Research, however, is hampered by the fact that both PrPC, as well as PrPSc are difficult to isolate, to purify and especially to handle. PrP is a fairly sticky protein. Moreover, PrP is a metastable protein with a pronounced tendency to aggregate or precipitate in physiological buffers. Aggregation and precipitation of PrP is frequently observed under long term storage conditions and can be induced or accelerated by increasing storage temperature.
What render PrP even more critical is the biohazards associated with handling a PrP from a biological source, especially with regard to disease transmission.
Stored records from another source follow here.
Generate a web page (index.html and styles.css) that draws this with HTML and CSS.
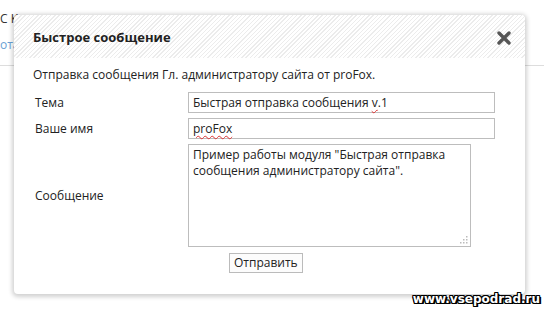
FILE: index.html
```html
<!DOCTYPE html>
<html lang="ru">
<head>
<meta charset="utf-8">
<link rel="stylesheet" href="styles.css">
</head>
<body>
<div class="page">
  <div class="bg-text">
    <div class="bg-line1">С К</div>
    <div class="bg-line2">ота</div>
    <div class="bg-rule"></div>
  </div>
  <div class="dialog">
    <div class="dialog-head">
      <span class="dialog-title">Быстрое сообщение</span>
      <svg class="close" width="14" height="14" viewBox="0 0 14 14"><path d="M2 2 L12 12 M12 2 L2 12" stroke="#555" stroke-width="3.4" stroke-linecap="round"/></svg>
    </div>
    <div class="dialog-body">
      <p class="intro">Отправка сообщения Гл. администратору сайта от proFox.</p>
      <div class="form">
        <label class="lbl">Тема</label>
        <div class="field">Быстрая отправка сообщения <span class="spell">v</span>.1</div>
        <label class="lbl">Ваше имя</label>
        <div class="field"><span class="spell">proFox</span></div>
        <label class="lbl lbl-msg">Сообщение</label>
        <div class="area">Пример работы модуля "Быстрая отправка сообщения администратору сайта".
          <svg class="grip" width="8" height="8" viewBox="0 0 8 8"><g fill="#bbb"><rect x="6" y="0" width="1.5" height="1.5"/><rect x="3" y="3" width="1.5" height="1.5"/><rect x="6" y="3" width="1.5" height="1.5"/><rect x="0" y="6" width="1.5" height="1.5"/><rect x="3" y="6" width="1.5" height="1.5"/><rect x="6" y="6" width="1.5" height="1.5"/></g></svg>
        </div>
        <div class="btn-row"><button class="btn">Отправить</button></div>
      </div>
    </div>
  </div>
  <div class="watermark">www.vsepodrad.ru</div>
</div>
</body>
</html>
```
FILE: styles.css
```css
* { box-sizing: border-box; }
html, body { margin: 0; padding: 0; background: #fff; }
body { width: 544px; height: 309px; overflow: hidden; font-family: "Open Sans", "Noto Sans", sans-serif; color: #222; }
.page { position: relative; width: 544px; height: 309px; }
.bg-text { position: absolute; left: 0; top: 0; width: 544px; height: 80px; font-size: 12px; }
.bg-line1 { position: absolute; left: 0; top: 10px; color: #333; }
.bg-line2 { position: absolute; left: 0; top: 36px; color: #6a9fd4; }
.bg-rule { position: absolute; left: 0; right: 0; top: 65px; border-top: 1px solid #ddd; }
.dialog {
  position: absolute; left: 14px; top: 15px; width: 511px; height: 279px;
  background: #fff; border-radius: 4px;
  box-shadow: 0 1px 4px 2px rgba(0,0,0,0.18);
}
.dialog-head {
  height: 43px; display: flex; align-items: center; justify-content: space-between;
  padding: 0 14px 0 19px; border-radius: 4px 4px 0 0;
  background: repeating-linear-gradient(-45deg, #fff 0, #fff 2px, #ececec 2px, #ececec 3px);
}
.dialog-title { font-weight: bold; font-size: 13px; color: #222; }
.close { display: block; margin-top: 2px; }
.dialog-body { padding: 8px 0 0 19px; font-size: 12px; }
.intro { margin: 0 0 9px 0; }
.form { display: grid; grid-template-columns: 155px 307px; row-gap: 5px; padding-left: 0; }
.lbl { align-self: center; padding-left: 2px; }
.field { height: 21px; border: 1px solid #bdbdbd; padding: 1px 4px; line-height: 17px; white-space: nowrap; }
.area { position: relative; height: 103px; width: 283px; border: 1px solid #bdbdbd; padding: 2px 4px; line-height: 16px; }
.grip { position: absolute; right: 2px; bottom: 2px; }
.spell { text-decoration: underline wavy #d33; text-decoration-thickness: 1px; text-underline-offset: 2px; }
.btn-row { grid-column: 1 / 3; padding-left: 196px; margin-top: 1px; }
.btn {
  font-family: inherit; font-size: 12px; color: #222; background: #fcfcfc;
  border: 1px solid #bbb; height: 20px; padding: 0 4px; line-height: 16px; border-radius: 0;
}
.watermark {
  position: absolute; right: 4px; bottom: 3px; font-family: "DejaVu Sans", sans-serif; font-weight: bold; font-size: 12px;
  color: #fff; letter-spacing: 0px;
  text-shadow: -1px -1px 0 #000, 1px -1px 0 #000, -1px 1px 0 #000, 1px 1px 0 #000, 0 1px 0 #000, 0 -1px 0 #000, 1px 0 0 #000, -1px 0 0 #000, 2px 1px 0 #000;
}
```
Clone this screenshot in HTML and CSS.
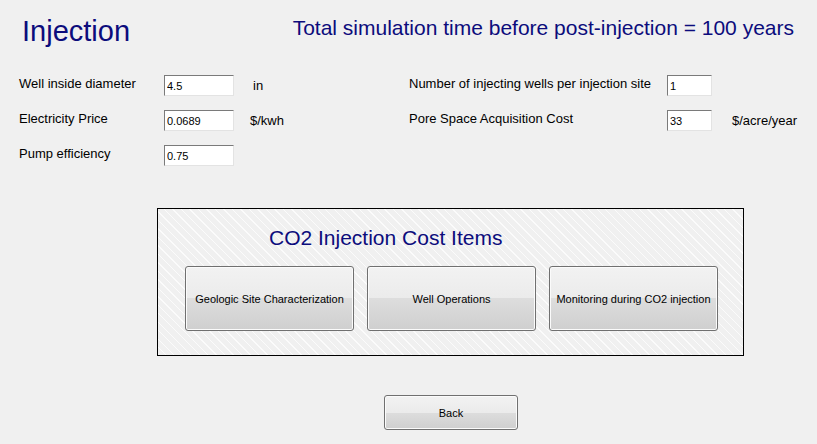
FILE: index.html
```html
<!DOCTYPE html>
<html lang="en">
<head>
  <meta charset="UTF-8">
  <title>Injection</title>
  <link rel="stylesheet" href="styles.css">
</head>
<body>
  <div class="header">
    <h1 class="title">Injection</h1>
    <div class="sim-time">Total simulation time before post-injection = 100 years</div>
  </div>
  <div class="params">
    <div class="col col-left">
      <div class="row">
        <label class="lbl">Well inside diameter</label>
        <input class="field" type="text" value="4.5" />
        <span class="unit unit-in">in</span>
      </div>
      <div class="row">
        <label class="lbl">Electricity Price</label>
        <input class="field" type="text" value="0.0689" />
        <span class="unit">$/kwh</span>
      </div>
      <div class="row">
        <label class="lbl">Pump efficiency</label>
        <input class="field" type="text" value="0.75" />
      </div>
    </div>
    <div class="col col-right">
      <div class="row">
        <label class="lbl">Number of injecting wells per injection site</label>
        <input class="field" type="text" value="1" />
      </div>
      <div class="row">
        <label class="lbl">Pore Space Acquisition Cost</label>
        <input class="field" type="text" value="33" />
        <span class="unit">$/acre/year</span>
      </div>
    </div>
  </div>
  <div class="cost-box">
    <div class="cost-title">CO2 Injection Cost Items</div>
    <div class="cost-buttons">
      <button class="btn cost-btn">Geologic Site Characterization</button>
      <button class="btn cost-btn">Well Operations</button>
      <button class="btn cost-btn">Monitoring during CO2 injection</button>
    </div>
  </div>
  <div class="footer">
    <button class="btn back-btn">Back</button>
  </div>
</body>
</html>
```

FILE: styles.css
```css
body {
  font-family: 'Liberation Sans', Arial, sans-serif;
  margin: 0;
  padding: 0;
  background: #f0f0f0;
  color: #000;
  width: 817px;
  height: 444px;
  overflow: hidden;
}
.header {
  display: flex;
  justify-content: space-between;
  align-items: flex-start;
  padding: 17px 23px 0 22px;
}
.title {
  margin: 0;
  font-size: 29px;
  line-height: 29px;
  font-weight: normal;
  color: #0c0c7c;
}
.sim-time {
  font-size: 21px;
  line-height: 21px;
  color: #0c0c7c;
}
.params {
  display: flex;
  margin-top: 29px;
  padding-left: 19px;
}
.col {
  display: flex;
  flex-direction: column;
  gap: 14px;
}
.col-left {
  width: 390px;
}
.row {
  display: flex;
  align-items: flex-start;
  height: 21px;
}
.lbl {
  font-size: 13px;
  line-height: 17px;
}
.col-left .lbl {
  width: 145px;
}
.col-right .lbl {
  width: 258px;
}
.field {
  width: 70px;
  height: 21px;
  box-sizing: border-box;
  margin: 0;
  padding: 0 2px;
  border: 1px solid;
  border-color: #7a7a7a #e3e3e3 #e3e3e3 #7a7a7a;
  background: #fff;
  font-family: 'Liberation Sans', Arial, sans-serif;
  font-size: 11px;
  color: #000;
  outline: none;
}
.col-right .field {
  width: 45px;
}
.unit {
  font-size: 13px;
  line-height: 22px;
  margin-left: 16px;
}
.unit-in {
  margin-left: 19px;
}
.col-right .unit {
  margin-left: 20px;
}
.cost-box {
  margin: 42px 0 0 157px;
  width: 587px;
  height: 148px;
  box-sizing: border-box;
  border: 1px solid #000;
  padding: 18px 0 0 27px;
  background: repeating-linear-gradient(45deg, #f0f0f0 0, #f0f0f0 5px, #fbfbfb 5px, #fbfbfb 6px);
}
.cost-title {
  margin: 0 0 18px 84px;
  font-size: 21px;
  line-height: 21px;
  color: #0c0c7c;
}
.cost-buttons {
  display: flex;
  gap: 13px;
}
.btn {
  border: 1px solid #707070;
  border-radius: 3px;
  background: linear-gradient(#f2f2f2, #ebebeb 50%, #dddddd 50%, #cfcfcf);
  box-shadow: inset 0 0 0 1px #fbfbfb;
  font-family: 'Liberation Sans', Arial, sans-serif;
  font-size: 11px;
  color: #000;
  padding: 0;
  cursor: pointer;
}
.cost-btn {
  width: 169px;
  height: 65px;
}
.footer {
  padding: 39px 0 0 384px;
}
.back-btn {
  width: 134px;
  height: 35px;
}
```
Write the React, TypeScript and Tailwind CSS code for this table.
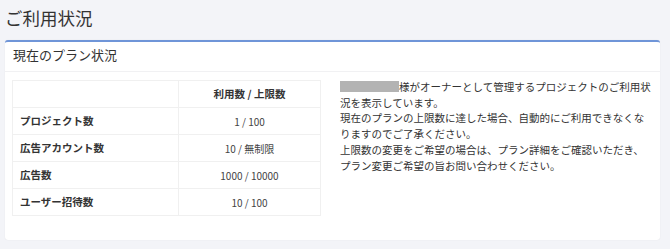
const rows = [
  { label: "プロジェクト数", value: "1 / 100" },
  { label: "広告アカウント数", value: "10 / 無制限" },
  { label: "広告数", value: "1000 / 10000" },
  { label: "ユーザー招待数", value: "10 / 100" },
];

export default function App() {
  return (
    <div
      className="min-h-screen bg-[#f3f4f8] text-[#333] pt-[6px] pb-[10px]"
      style={{ fontFamily: '"Noto Sans CJK JP", "Noto Sans", sans-serif' }}
    >
      <h1 className="ml-[5px] h-[34px] text-[17.5px] leading-[24px] font-normal">ご利用状況</h1>

      <section className="ml-[5px] mr-[10px] bg-white rounded-[3px] border-t-2 border-[#6f95d8] shadow-[0_0_1px_rgba(0,0,0,0.12)]">
        <div className="h-[30px] px-[8px] pb-[3px] flex items-center border-b border-[#f1f1f3]">
          <h2 className="text-[13px] leading-[18px] font-normal">現在のプラン状況</h2>
        </div>

        <div className="flex pl-[7px] pr-[6px] pt-[8px] pb-[24px]">
          {/* usage table */}
          <table className="w-[309px] border-collapse border border-[#f0f0f0] text-[10.5px] shrink-0">
            <thead>
              <tr className="h-[27px]">
                <th className="w-[166px] border border-[#f0f0f0]" />
                <th className="border border-[#f0f0f0] font-bold text-center">利用数 / 上限数</th>
              </tr>
            </thead>
            <tbody>
              {rows.map((r) => (
                <tr key={r.label} className="h-[27px]">
                  <td className="border border-[#f0f0f0] pl-[7px] font-bold">{r.label}</td>
                  <td className="border border-[#f0f0f0] text-center text-[10px] text-[#444]">{r.value}</td>
                </tr>
              ))}
            </tbody>
          </table>

          <div className="flex-1 pl-[19px] -mt-[1px] text-[10.5px] leading-[15.7px]">
            <p>
              <span className="inline-block align-[-1px] w-[59px] h-[11px] bg-[#b3b3b3]" />
              様がオーナーとして管理するプロジェクトのご利用状況を表示しています。
            </p>
            <p>現在のプランの上限数に達した場合、自動的にご利用できなくなりますのでご了承ください。</p>
            <p>上限数の変更をご希望の場合は、プラン詳細をご確認いただき、プラン変更ご希望の旨お問い合わせください。</p>
          </div>
        </div>
      </section>
    </div>
  );
}
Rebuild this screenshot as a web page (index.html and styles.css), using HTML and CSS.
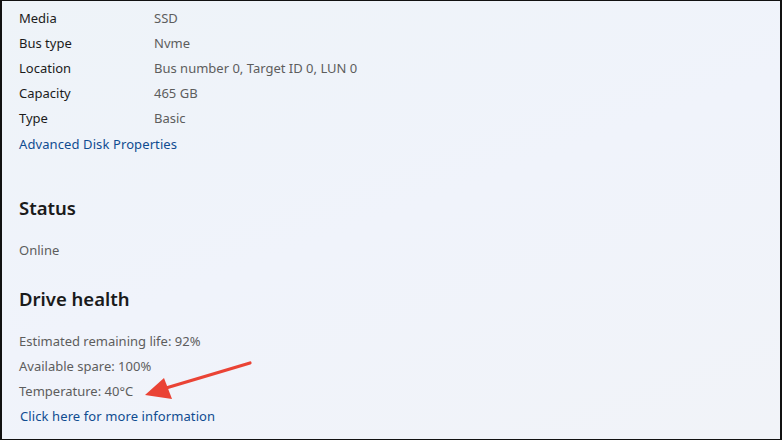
FILE: index.html
```html
<!DOCTYPE html>
<html>
<head>
<meta charset="utf-8">
<link rel="stylesheet" href="styles.css">
</head>
<body>
<div class="frame">
  <div class="props">
    <div class="row"><span class="label">Media</span><span class="value">SSD</span></div>
    <div class="row"><span class="label">Bus type</span><span class="value">Nvme</span></div>
    <div class="row"><span class="label">Location</span><span class="value">Bus number 0, Target ID 0, LUN 0</span></div>
    <div class="row"><span class="label">Capacity</span><span class="value">465 GB</span></div>
    <div class="row"><span class="label">Type</span><span class="value">Basic</span></div>
    <div class="row link-row"><a class="link">Advanced Disk Properties</a></div>
  </div>
  <h2 class="heading status-h">Status</h2>
  <div class="line muted online">Online</div>
  <h2 class="heading health-h">Drive health</h2>
  <div class="health">
    <div class="line muted">Estimated remaining life: 92%</div>
    <div class="line muted">Available spare: 100%</div>
    <div class="line muted">Temperature: 40°C</div>
    <div class="line"><a class="link">Click here for more information</a></div>
  </div>
  <svg class="arrow" width="782" height="440" viewBox="0 0 782 440">
    <line x1="250" y1="363" x2="166" y2="388" stroke="#ea4335" stroke-width="3.2" stroke-linecap="round"/>
    <polygon points="145,395 164,378 172,399" fill="#ea4335"/>
  </svg>
</div>
</body>
</html>
```
FILE: styles.css
```css
html, body {
  margin: 0;
  padding: 0;
}
body {
  width: 782px;
  height: 440px;
  overflow: hidden;
  background: #eff3fa;
  font-family: "Noto Sans", "Open Sans", sans-serif;
}
.frame {
  position: relative;
  box-sizing: border-box;
  width: 782px;
  height: 440px;
  border-style: solid;
  border-color: #111;
  border-width: 1px 2px 1px 2px;
  background: linear-gradient(160deg, #eef3f8 0%, #f0f3fb 50%, #f1f3f8 100%);
  padding: 5px 0 0 17px;
  font-size: 13px;
  color: #1b1b1b;
}
.props {
  display: flex;
  flex-direction: column;
}
.row {
  display: grid;
  grid-template-columns: 135px 1fr;
  height: 25px;
  line-height: 25px;
}
.row .link {
  grid-column: 1 / 3;
}
.link-row {
  margin-top: 1px;
}
.value {
  color: #5d5d5d;
}
.link {
  color: #0f4c91;
  cursor: pointer;
  letter-spacing: 0.1px;
}
.heading {
  margin: 0;
  font-size: 18.5px;
  font-weight: 600;
  line-height: 28px;
  color: #1a1a1a;
}
.status-h {
  margin-top: 37px;
}
.line {
  height: 25px;
  line-height: 25px;
}
.muted {
  color: #5d5d5d;
}
.online {
  margin-top: 16px;
}
.health-h {
  margin-top: 22px;
}
.health {
  margin-top: 16px;
}
.health .link {
  margin-left: 1px;
}
.arrow {
  position: absolute;
  left: -2px;
  top: -1px;
  pointer-events: none;
}
```
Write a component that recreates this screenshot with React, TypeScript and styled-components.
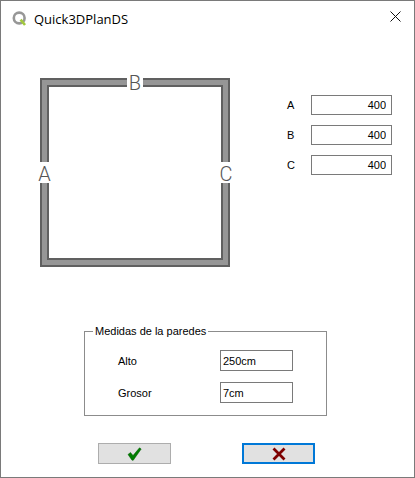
import React, { FC } from 'react'
import styled, { createGlobalStyle } from 'styled-components'

const GlobalStyle = createGlobalStyle`
  html, body {
    margin: 0;
    padding: 0;
    background: #fff;
  }
  * {
    box-sizing: border-box;
  }
`
const Window = styled.div`
  width: 415px;
  height: 478px;
  background: #fff;
  border: 1px solid #7a7a7a;
  display: flex;
  flex-direction: column;
  font-family: "Liberation Sans", Arial, sans-serif;
  font-size: 11px;
  color: #000;
`
const TitleBar = styled.div`
  height: 29px;
  padding: 10px 13px 0 11px;
  display: flex;
  align-items: flex-start;
`
const Title = styled.span`
  margin-left: 7px;
  font-family: "Open Sans", sans-serif;
  font-size: 13px;
  line-height: 16px;
  color: #000;
  flex: 1;
`
const TopArea = styled.div`
  display: flex;
  height: 295px;
  padding: 36px 0 0 35px;
`
const PlanHolder = styled.div`
  width: 198px;
  height: 203px;
  margin-top: 2px;
`
const Sizes = styled.div`
  margin: 29px 0 0 53px;
  display: flex;
  flex-direction: column;
  gap: 10px;
`
const SizeRow = styled.label`
  display: flex;
  align-items: center;
`
const SizeName = styled.span`
  width: 24px;
`
const Field = styled.input<{ $align?: string; $width: number }>`
  width: ${p => p.$width}px;
  height: ${p => (p.$align === 'right' ? 20 : 21)}px;
  border: 1px solid #7a7a7a;
  border-radius: 0;
  outline: none;
  padding: 0 5px 0 2px;
  background: #fff;
  font: inherit;
  color: #000;
  text-align: ${p => p.$align || 'left'};
`
const Group = styled.fieldset`
  width: 243px;
  height: 91px;
  margin: 0 0 0 83px;
  padding: 0;
  border: 1px solid #8c8c8c;
  display: flex;
  flex-direction: column;
  gap: 11px;
`
const Legend = styled.legend`
  margin-left: 8px;
  padding: 0 2px;
  font-size: 11px;
  line-height: 13px;
`
const GroupRow = styled.label`
  display: flex;
  align-items: center;
  padding-left: 33px;
  &:first-of-type {
    margin-top: 12px;
  }
`
const GroupName = styled.span`
  width: 102px;
`
const Buttons = styled.div`
  margin: 27px 0 0 97px;
  display: flex;
  gap: 71px;
`
const DialogButton = styled.button<{ $focused?: boolean }>`
  width: 73px;
  height: 21px;
  padding: 0;
  border: ${p => (p.$focused ? '2px solid #0078d7' : '1px solid #adadad')};
  border-radius: 0;
  background: #e1e1e1;
  display: flex;
  align-items: center;
  justify-content: center;
`

const AppIcon: FC = () => (
  <svg width="15" height="15" viewBox="0 0 15 15">
    <circle cx="7.2" cy="7" r="5.4" fill="none" stroke="#979797" strokeWidth="2.6" />
    <path d="M8.6 8.6 L13 14" stroke="#a2c83c" strokeWidth="2.6" fill="none" />
  </svg>
)

const CloseIcon: FC = () => (
  <svg width="11" height="11" viewBox="0 0 11 11">
    <path d="M0.5 0.5 L10.5 10.5 M10.5 0.5 L0.5 10.5" stroke="#111" strokeWidth="1" fill="none" />
  </svg>
)

const CheckIcon: FC = () => (
  <svg width="15" height="14" viewBox="0 0 15 14">
    <path d="M1 7.5 L3.5 5.5 L6 8.5 L12.5 0.8 L14.2 2 L6.3 13.2 L5 13.2 Z" fill="#007d00" stroke="#005c00" strokeWidth="0.5" />
  </svg>
)

const CrossIcon: FC = () => (
  <svg width="14" height="14" viewBox="0 0 14 14">
    <path d="M1.5 1.5 L12.5 12.5 M12.5 1.5 L1.5 12.5" stroke="#7d0000" strokeWidth="2.8" fill="none" />
  </svg>
)

const wallLabel = {
  fontFamily: 'Roboto, sans-serif',
  fontSize: 20,
  fontWeight: 300,
  fill: '#555',
  textAnchor: 'middle' as const,
}

// the viewBox leaves room round the walls so the letters are not clipped
const PlanDrawing: FC = () => (
  <svg width="198" height="203" viewBox="-4 -10 198 203">
    <rect x="0" y="0" width="190" height="189" fill="#606060" />
    <rect x="2" y="2" width="186" height="185" fill="#969696" />
    <rect x="7" y="7" width="176" height="175" fill="#606060" />
    <rect x="9" y="9" width="172" height="171" fill="#fff" />
    <rect x="87" y="-1" width="16" height="11" fill="#fff" />
    <rect x="-1" y="84" width="11" height="21" fill="#fff" />
    <rect x="180" y="84" width="11" height="21" fill="#fff" />
    <text x="95" y="12" {...wallLabel}>B</text>
    <text x="4.5" y="103" {...wallLabel}>A</text>
    <text x="186" y="103" {...wallLabel}>C</text>
  </svg>
)

const sizes = ['A', 'B', 'C']

const App: FC = () => {
  return (
    <Window>
      <GlobalStyle />
      <TitleBar>
        <AppIcon />
        <Title>Quick3DPlanDS</Title>
        <CloseIcon />
      </TitleBar>
      <TopArea>
        <PlanHolder>
          <PlanDrawing />
        </PlanHolder>
        <Sizes>
          {sizes.map(name => (
            <SizeRow key={name}>
              <SizeName>{name}</SizeName>
              <Field $align="right" $width={81} defaultValue="400" />
            </SizeRow>
          ))}
        </Sizes>
      </TopArea>
      <Group>
        <Legend>Medidas de la paredes</Legend>
        <GroupRow>
          <GroupName>Alto</GroupName>
          <Field $width={73} defaultValue="250cm" />
        </GroupRow>
        <GroupRow>
          <GroupName>Grosor</GroupName>
          <Field $width={73} defaultValue="7cm" />
        </GroupRow>
      </Group>
      <Buttons>
        <DialogButton>
          <CheckIcon />
        </DialogButton>
        <DialogButton $focused>
          <CrossIcon />
        </DialogButton>
      </Buttons>
    </Window>
  )
}

export default App
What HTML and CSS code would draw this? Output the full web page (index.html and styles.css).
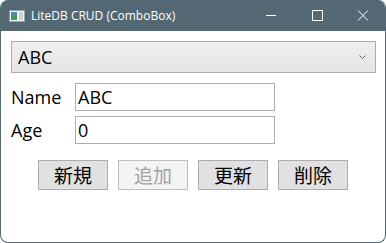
FILE: index.html
```html
<!DOCTYPE html>
<html lang="ja">

<head>
  <meta charset="UTF-8">
  <title>LiteDB CRUD (ComboBox)</title>
  <link rel="stylesheet" href="styles.css">
</head>

<body>
  <div class="window">
    <div class="titlebar">
      <svg class="app-icon" width="16" height="12" viewBox="0 0 16 12">
        <rect x="0.5" y="0.5" width="15" height="11" fill="#f2f2f2" stroke="#9aa3a8" />
        <rect x="2" y="2" width="6" height="8" fill="#4a8fb0" />
        <rect x="2" y="6" width="6" height="4" fill="#3f9a6a" />
        <rect x="10" y="2" width="4" height="8" fill="#c9d1d5" />
      </svg>
      <span class="title">LiteDB CRUD (ComboBox)</span>
      <div class="controls">
        <svg class="ctl" width="46" height="31" viewBox="0 0 46 31">
          <line x1="18" y1="15.5" x2="28" y2="15.5" stroke="#fff" stroke-width="1" />
        </svg>
        <svg class="ctl" width="46" height="31" viewBox="0 0 46 31">
          <rect x="18.5" y="10.5" width="10" height="10" fill="none" stroke="#fff" stroke-width="1" />
        </svg>
        <svg class="ctl" width="46" height="31" viewBox="0 0 46 31">
          <path d="M18 10.5 L28 20.5 M28 10.5 L18 20.5" stroke="#fff" stroke-width="1" />
        </svg>
      </div>
    </div>

    <div class="content">
      <div class="combo">
        <span>ABC</span>
        <svg class="chevron" width="7" height="4" viewBox="0 0 7 4">
          <path d="M0.5 0.5 L3.5 3.5 L6.5 0.5" fill="none" stroke="#606060" stroke-width="1" />
        </svg>
      </div>

      <div class="field-row name-row">
        <label class="field-label">Name</label>
        <div class="textbox">ABC</div>
      </div>
      <div class="field-row age-row">
        <label class="field-label">Age</label>
        <div class="textbox">0</div>
      </div>

      <div class="buttons">
        <button class="btn">新規</button>
        <button class="btn" disabled>追加</button>
        <button class="btn">更新</button>
        <button class="btn">削除</button>
      </div>
    </div>
  </div>
</body>

</html>
```

FILE: styles.css
```css
body {
  margin: 0;
  padding: 0;
  background: #ffffff;
  font-family: "Open Sans", "Noto Sans CJK JP", sans-serif;
}

.window {
  width: 386px;
  height: 243px;
  box-sizing: border-box;
  border: 1px solid #536873;
  border-top: none;
  border-radius: 8px;
  background: #ffffff;
  overflow: hidden;
  display: flex;
  flex-direction: column;
}

.titlebar {
  height: 31px;
  background: #536873;
  display: flex;
  align-items: center;
  color: #ffffff;
  margin: 0 -1px;
}

.app-icon {
  margin-left: 9px;
  margin-right: 6px;
}

.title {
  font-family: "Open Sans", sans-serif;
  font-size: 12px;
  margin-top: -1px;
}

.controls {
  margin-left: auto;
  display: flex;
}

.ctl {
  display: block;
}

.content {
  padding: 10px 9px 0 10px;
}

.combo {
  height: 32px;
  box-sizing: border-box;
  border: 1px solid #acacac;
  background: linear-gradient(#efefef, #e5e5e5);
  display: flex;
  align-items: center;
  padding: 0 9px 0 6px;
  font-size: 18px;
  color: #000;
}

.chevron {
  margin-left: auto;
}

.field-row {
  display: flex;
  align-items: center;
}

.name-row {
  margin-top: 10px;
}

.age-row {
  margin-top: 5px;
}

.field-label {
  width: 64px;
  font-size: 18px;
  color: #000;
}

.textbox {
  width: 200px;
  height: 28px;
  box-sizing: border-box;
  border: 1px solid #abadb3;
  padding-left: 2px;
  font-size: 18px;
  line-height: 26px;
  color: #000;
}

.buttons {
  margin-top: 16px;
  display: flex;
  justify-content: center;
  gap: 10px;
  padding-right: 1px;
}

.btn {
  width: 70px;
  height: 30px;
  padding: 0;
  border: 1px solid #adadad;
  background: #e1e1e1;
  font-family: "Noto Sans CJK JP", sans-serif;
  font-size: 19px;
  color: #000;
  line-height: 26px;
}

.btn:disabled {
  background: #f4f4f4;
  border-color: #bfbfbf;
  color: #a3a3a3;
}
```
Various attempts to obtain a prion protein by recombinant expression are known from the literature. Hornemann, S., et al., FEBS Letters 413 (1997) 277-281, for example describe the expression of full-length murine prion protein (mPrP (23-231)). These researchers expressed the complete amino acid sequence of the prion protein, mPrP (23-231), in the cytoplasm of Escherichia coli. The corresponding protein has been obtained in the form of inclusion bodies, which had to be solubilized by 8 M urea and oxidatively refolded. The human prion protein has been expressed in Escherichia coli by Zahn, R., et al., FEBS Letters 417 (1997) 400-404. In this paper the human prion protein (hPrP) from amino acid 23 to amino acid 231 has been expressed, as well as several fragments of hPrP. These investigators used polypeptides comprising a histidine tail fusion protein. This did facilitate the purification of the proteins which also had been obtained in the form of inclusion bodies. When purified, isolated and stored in a rather concentrated solution the hPrP thus obtained has been found to be stable.
However, if used as a standard material for immunoassays, hPrP, has to be diluted to comparatively low concentrations and nonetheless the diluted material has to be stable for several months.
Physiological, buffered salt solutions that mimic the extracellular fluids of human tissues have uniformly failed to solubilize PrP in solution if stored for weeks or months at 4° C.
Immunoassays in general are performed at physiological pH. Hence polypeptides soluble at physiological buffer conditions are extensively used in various immunoassay methods, such as ELISA (enzyme-linked immunosorbent assay), for example in the diagnosis of and screening for a certain disease.
Due to its aggregation tendency under physiological buffer conditions, and due to its metastable nature the PrP is difficult to use in an immunoassay E.g., in a sandwich assay format PrP is difficult to handle, because it tends to aggregate or even precipitate. Due to its metastable nature PrP may also lead to false results caused by unspecific binding.
In addition the metastability of PrP under physiological buffer conditions renders this protein a difficult target for routine (bio-) chemical procedures. The vast majority of “labeling chemistries”, i.e., the chemical procedures used for binding a label, e.g., a marker group to a polypeptide, are based on nucleophilic chemistry and thus rather restricted to a pH window from about pH 6 to about pH 8 and thus only work under more or less physiological buffer conditions. These routine procedures, e.g., as described in Aslam, M. and Dent, A., The preparation of protein-protein conjugates in “Bioconjugation”, eds. M. Aslam and A. Dent, McMillan Reference, London (1998), pp. 216-363, are difficult to carry out with PrP.
Therefore a tremendous need exists to provide PrP in a thermodynamically stable rather than in its metastable form. In this thermodynamically stable form PrP is for example soluble at physiological pH, stable in solution and/or easier to produce and/or handle.
There is also an urgent need to provide such PrP without encountering the biohazards associated with PrP that has been isolated from a mammal.